The representative from TTA who had reacted so fast on our application was also a member of KAK, communist working circle2. TTA was an organisation founded by KAK with the purpose of supporting the national liberation movements in Asia, Africa and Latin America. As there was no claim of loyalty toward KAK and as we agreed in the practice it resulted in, which was to support the liberation movements MPLA in Angola and FRELIMO in Mozambique, that at the time struggled against the Portuguese colonial power, we had no problems in founding a local society of TTA in Løgstør.
Shortly after we began our work, the liberation wars in the Portuguese colonies came to an end and Angola and Mozambique got their independence. TTA then decided to start a support work to the benefit of ZANU3.

When we turned to respective liberation movements and asked how we could help them, the answers were almost the same: money, food and clothes. By concentrating on clothes, we chose the subject by which it was easiest for us to transfer great values to the liberation movements. (Used clothes of good quality had a concrete market value in Africa at this time). At the same time this (the fact that the liberation movement needed clothes) was a guarantee that the movements we supported had a support by the people. Hence the name Clothes for Africa.

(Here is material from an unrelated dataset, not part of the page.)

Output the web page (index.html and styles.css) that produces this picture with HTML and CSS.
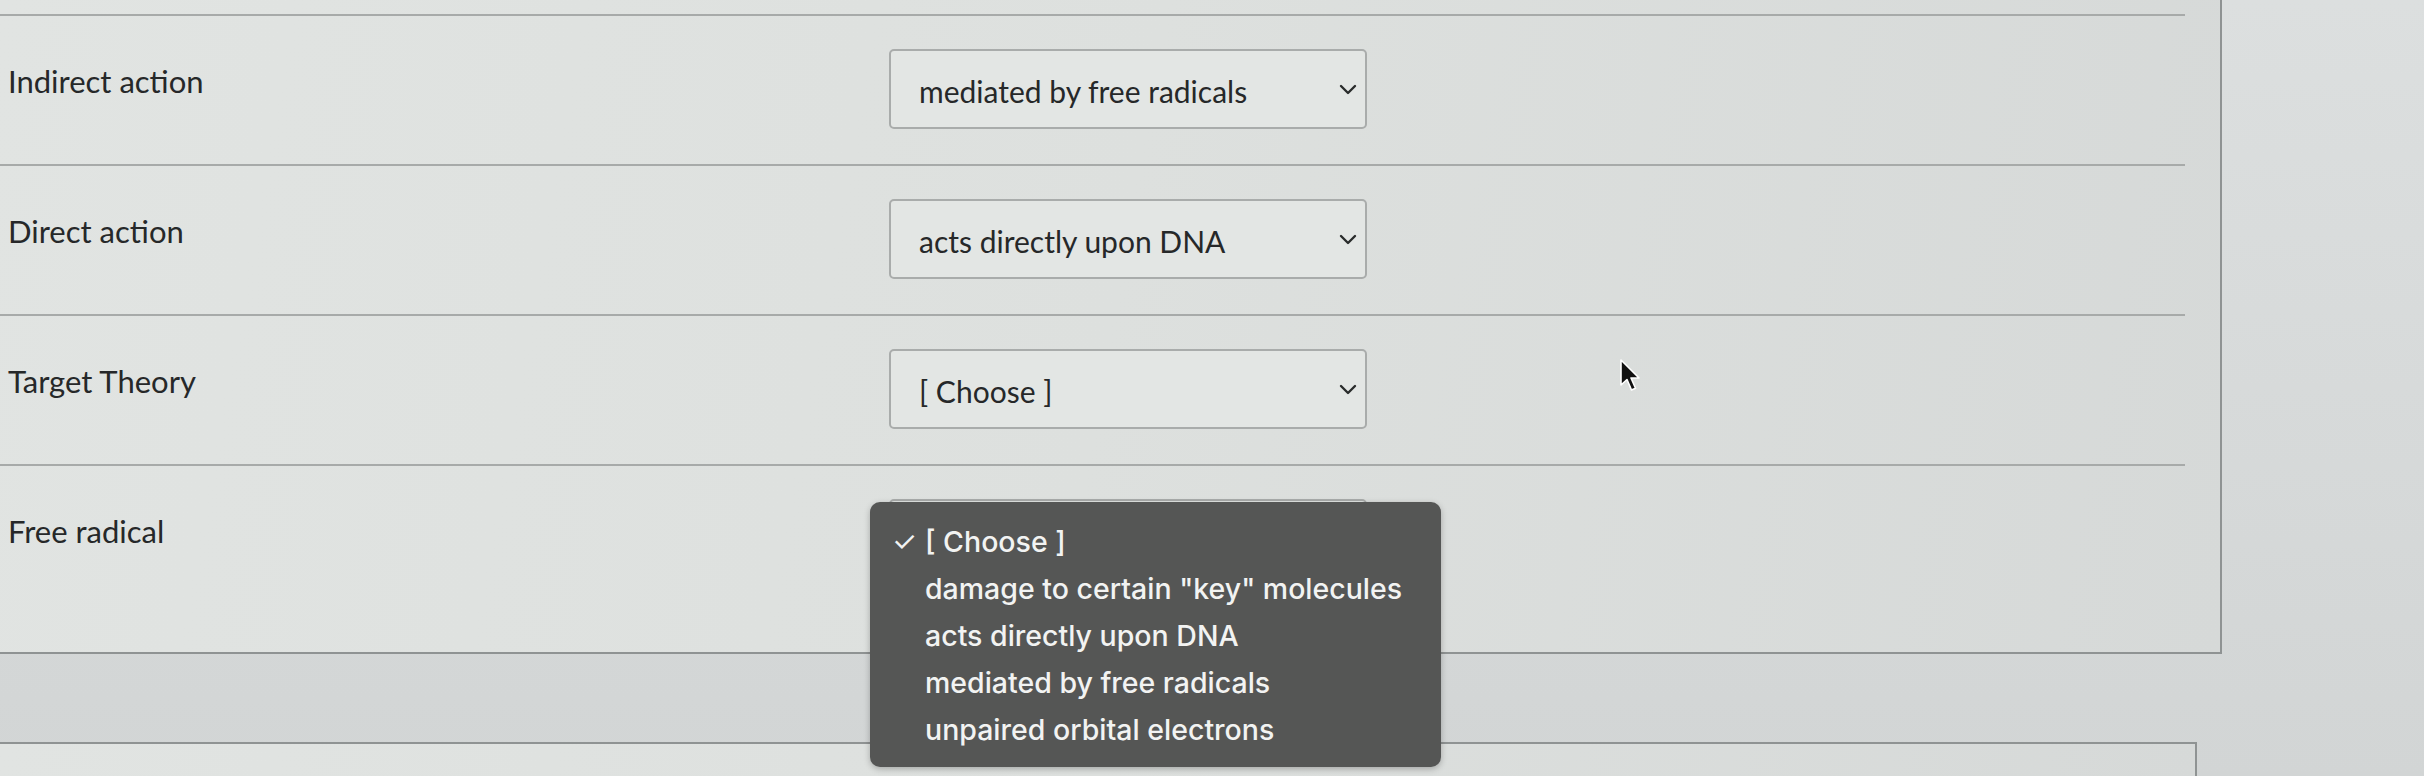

There were no problems in the relationship toward TTA in Copenhagen and KAK in these first years. But in 1978/1979, something happened:
After a split in KAK in 1978, KAG - Communist Working Group-was founded and wanted to take over the control of TTA. In the beginning we pursued a wait-and-see policy, but the discrepancy grew on several occasions and in the end of 1979 we in Løgstør decided to get independent from KAK and TTA in Copenhagen.
It was our intention to find another name for the group, but we never succeeded to find one that we were satisfied with and since the name TTA had become well established in the local area, we decided to keep it. Strangely enough this has never been a source of complication.

One of the problems was that KAG mixed up their own political work with the solidarity work. For us it was enough that the participants agreed upon the objects clause: To support the national liberation movements in the third world. In addition to this one could have any conviction. It was important for us to stick to this even if we were reading Marxist literature in study circles and many of us saw the world through Marxist glasses at that time.
Another problem was that we, in opposition to KAG, were of the opinion that the Soviet Union was as imperialistic as the US at this time (1979).
Finally, there was a conflict at a nationwide ragpicker meeting by the Ragpicker Group in Ollerup in 1979, that to me had more of a basic difference in the attitude to people than a political/ideological state of discrepancy. The Ragpicker Group in Ollerup had developed a democratic way of discussing where everyone could make themselves heard and opposite point of views became respected. A way that made it easy for other solidarity groups to join in, but which was in strong opposition to KAG's Leninist elite conception of themselves, which therefore provoked strong reaction.
It was our last meeting with KAG.
Later, KAG got known under the name Blekingegadebanden and it turned out that the group started their illegal activities about the time when they got isolated from the rest of the practical working solidarity movement (and maybe because of that).